Importadores têm manifestado preocupação sobre os novos impostos seletivos, com especialistas a sublinharem igualmente à forma como foram introduzidos, usando o modelo conhecido como ‘cavaleiros orçamentais’, ou seja, mexidas noutras leis através de medidas introduzidas no OGE.
Dada a demora em chegarem contentores do estrangeiro – as compras chegam a ser feitas quatro ou cinco meses antes – os importadores não sabem, quando compram, que vão ter impostos adicionais.
Rui Gomes disse à Lusa que, comparativamente a outros países, como Portugal, “Timor-Leste tem muito poucos ‘cavaleiros orçamentais’”, notando que “a alteração das leis fiscais pelo OGE, que acontece em quase todos os países, é perfeitamente natural”.
“É quando se está a fazer o OGE que se avaliam as necessidades de financiamento e que é preciso decidir qual a receita e despesa do ano seguinte. O Governo compreende que seja preferível ter algum tempo entre a aprovação de novas taxas de impostos e a sua entrada em vigor, mas a verdade é que a proposta de OGE foi entregue no Parlamento e publicada no site do Ministério das Finanças a 03 de outubro de 2022, há mais de três meses, pelo que desde essa data os importadores podiam ter conhecimento da proposta de alteração das taxas”, referiu.
“O problema para os importadores é acima de tudo um problema para o país: ainda dependemos demasiado da importação de produtos alimentares e, se não mudarmos isso, nomeadamente através da política fiscal, ficamos reféns da volatilidade dos preços internacionais”, sustentou.
Observadores políticos notaram igualmente o facto das medidas impopulares serem aprovadas a poucos meses das eleições e numa altura de grandes pressões inflacionárias devido ao contexto internacional.
Rui Gomes insiste que as medidas adotadas na área das finanças públicas “visam contribuir para o crescimento económico, aumentar a sustentabilidade das finanças públicas e do Fundo Petrolífero” e que “são para o bem do país”.
“Não governamos a pensar em sondagens ou eleições. Podem criticar, mas conseguimos superar as previsões de crescimento do PIB [Produto Interno Bruto] enquanto reduzimos os levantamentos do Fundo Petrolífero”, explicou.
“Os produtos afetados pelas novas taxas são consumidos por uma pequena percentagem da população que tem maiores rendimentos.

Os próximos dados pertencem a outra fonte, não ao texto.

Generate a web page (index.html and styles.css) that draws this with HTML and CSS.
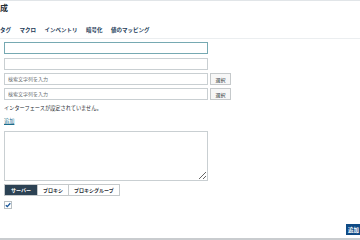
FILE: index.html
```html
<!DOCTYPE html>
<html lang="ja">
<head>
    <meta charset="UTF-8">
    <title>作成</title>
    <link rel="stylesheet" href="styles.css">
</head>
<body>
    <div class="page">
        <h1 class="page-title">成</h1>

        <ul class="tabs">
            <li>タグ</li>
            <li>マクロ</li>
            <li>インベントリ</li>
            <li>暗号化</li>
            <li>値のマッピング</li>
        </ul>

        <form class="form">
            <input class="field field-focus" type="text" value="">
            <input class="field" type="text" value="">
            <div class="field-row">
                <input class="field" type="text" placeholder="検索文字列を入力">
                <button type="button" class="btn-select">選択</button>
            </div>
            <div class="field-row">
                <input class="field" type="text" placeholder="検索文字列を入力">
                <button type="button" class="btn-select">選択</button>
            </div>

            <p class="note">インターフェースが設定されていません。</p>
            <a class="link-add" href="#">追加</a>

            <textarea class="area"></textarea>

            <div class="seg">
                <span class="seg-item active">サーバー</span>
                <span class="seg-item">プロキシ</span>
                <span class="seg-item">プロキシグループ</span>
            </div>

            <label class="check">
                <svg width="8" height="8" viewBox="0 0 8 8">
                    <path d="M1.8 4.2 L3.3 5.6 L6.3 2.3" fill="none" stroke="#1e5a9c" stroke-width="1.4"/>
                </svg>
            </label>

            <div class="actions">
                <button type="button" class="btn-primary">追加</button>
            </div>
        </form>
    </div>
</body>
</html>
```

FILE: styles.css
```css
body, html {
    margin: 0;
    padding: 0;
    width: 360px;
    height: 240px;
    overflow: hidden;
    background: #fff;
    font-family: "Liberation Sans", "Noto Sans CJK JP", sans-serif;
    font-size: 6px;
    color: #1f2c33;
}
.page {
    border-top: 1px solid #e1e5e8;
    border-bottom: 2px solid #c9cccf;
    box-sizing: border-box;
    height: 240px;
    display: flex;
    flex-direction: column;
}
.page-title {
    margin: 2px 0 0 0;
    font-size: 8px;
    line-height: 11px;
    font-weight: bold;
}
.tabs {
    list-style: none;
    margin: 12px 0 0 0;
    padding: 0 0 4px 0;
    display: flex;
    gap: 8.5px;
    border-bottom: 1px solid #ebeef0;
    line-height: 8px;
    font-size: 5.5px;
}
.tabs li {
    font-weight: bold;
    color: #1b3a57;
}
.form {
    flex: 1;
    display: flex;
    flex-direction: column;
    align-items: flex-start;
    padding: 3px 0 0 4px;
}
.field {
    box-sizing: border-box;
    width: 204px;
    height: 12px;
    margin: 0 0 4px 0;
    padding: 0 3px;
    border: 1px solid #c9cfd2;
    font-family: inherit;
    font-size: 5px;
    color: #1f2c33;
    outline: none;
}
.field::placeholder {
    color: #6a6f72;
}
.field-focus {
    border-color: #76a9b2;
}
.field-focus + .field {
    margin-bottom: 3px;
}
.field-row {
    display: flex;
    gap: 2px;
    margin-bottom: 3px;
}
.field-row .field {
    margin: 0;
}
.btn-select {
    box-sizing: border-box;
    width: 21px;
    height: 12px;
    padding: 0;
    border: 1px solid #c5c9cb;
    background: #f7f7f7;
    font-family: inherit;
    font-size: 5px;
    color: #1f2c33;
}
.note {
    margin: 1px 0 0 0;
    line-height: 8px;
    font-size: 5.2px;
}
.link-add {
    margin-top: 5px;
    line-height: 8px;
    font-size: 5.2px;
    color: #1b6d8c;
    text-decoration: underline;
}
.area {
    box-sizing: border-box;
    width: 204px;
    height: 50px;
    margin-top: 6px;
    border: 1px solid #c9cfd2;
    resize: vertical;
}
.seg {
    display: flex;
    margin-top: 3px;
    border: 1px solid #c5c9cb;
    height: 12px;
    box-sizing: border-box;
}
.seg-item {
    padding: 0 5px;
    line-height: 10px;
    font-weight: bold;
    font-size: 5px;
    border-left: 1px solid #c5c9cb;
}
.seg-item:first-child {
    border-left: none;
}
.seg-item.active {
    background: #2c4254;
    color: #fff;
    padding: 0 6px;
}
.check {
    display: block;
    margin-top: 5px;
    width: 8px;
    height: 8px;
    box-sizing: border-box;
    border: 1px solid #b8bfc3;
    background: #fff;
    line-height: 0;
}
.check svg {
    margin: -1px 0 0 -1px;
}
.actions {
    align-self: stretch;
    display: flex;
    justify-content: flex-end;
    margin-top: 15px;
}
.btn-primary {
    height: 11px;
    padding: 0 1px 0 2px;
    border: none;
    background: #0f4a85;
    color: #fff;
    font-family: inherit;
    font-size: 5.5px;
    font-weight: bold;
}
```
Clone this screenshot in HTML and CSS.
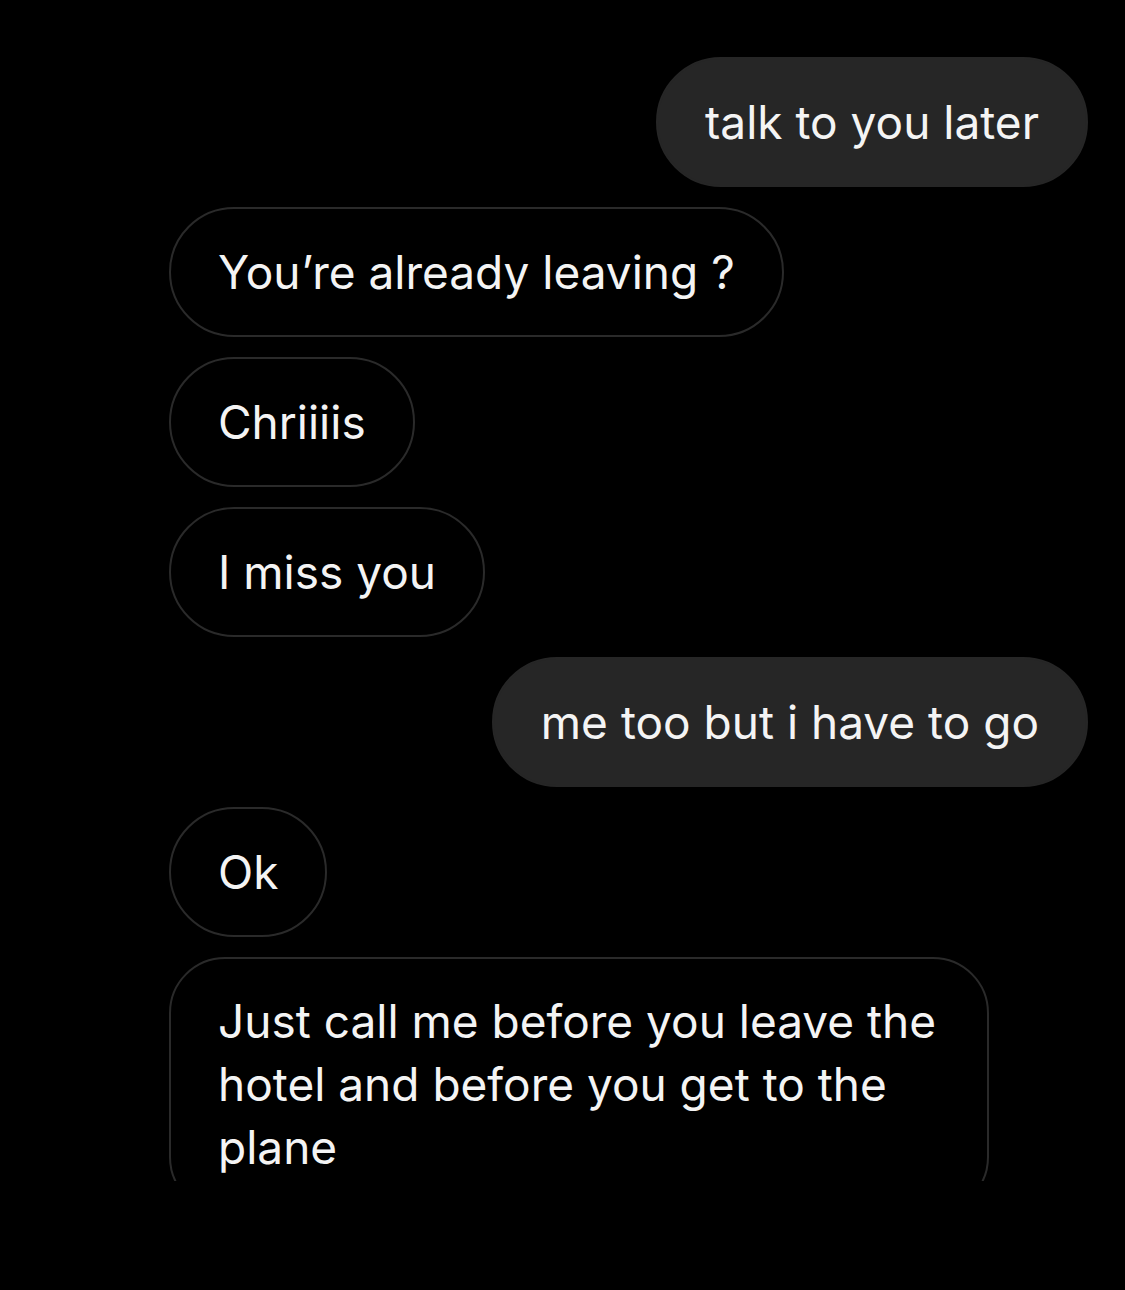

E por isso escolhemos aumentar as taxas sobre estes produtos e não sobre os produtos consumidos por todos os timorenses, como o arroz, os vegetais, as frutas, ou mesmo o combustível ou as motorizadas. Claro que há sempre quem se queixe, mas estamos confiantes que esta opção é a melhor para o país”, vincou.
Relativamente à perceção de desigualdade nos impostos sobre o álcool, aplicados de acordo com a variação e por litro das bebidas, Rui Gomes rejeitou críticas sobre o facto desse modelo penalizar, por exemplo, vinhos mais baratos.
“O imposto sobre as bebidas alcoólicas não serve só para arrecadar receita, serve também para moderar o consumo de álcool, que é um produto prejudicial para a saúde, que está associado ao crime e à violência doméstica e que aumenta os acidentes viários”, afirmou.
“Um vinho mais barato é tão prejudicial como um vinho mais caro. Por isso a taxa de imposto sobre as bebidas alcoólicas não é determinada pelo preço da bebida, mas pela quantidade de álcool. A taxa das bebidas mais alcoólicas é maior do que as bebidas menos alcoólicas”, disse.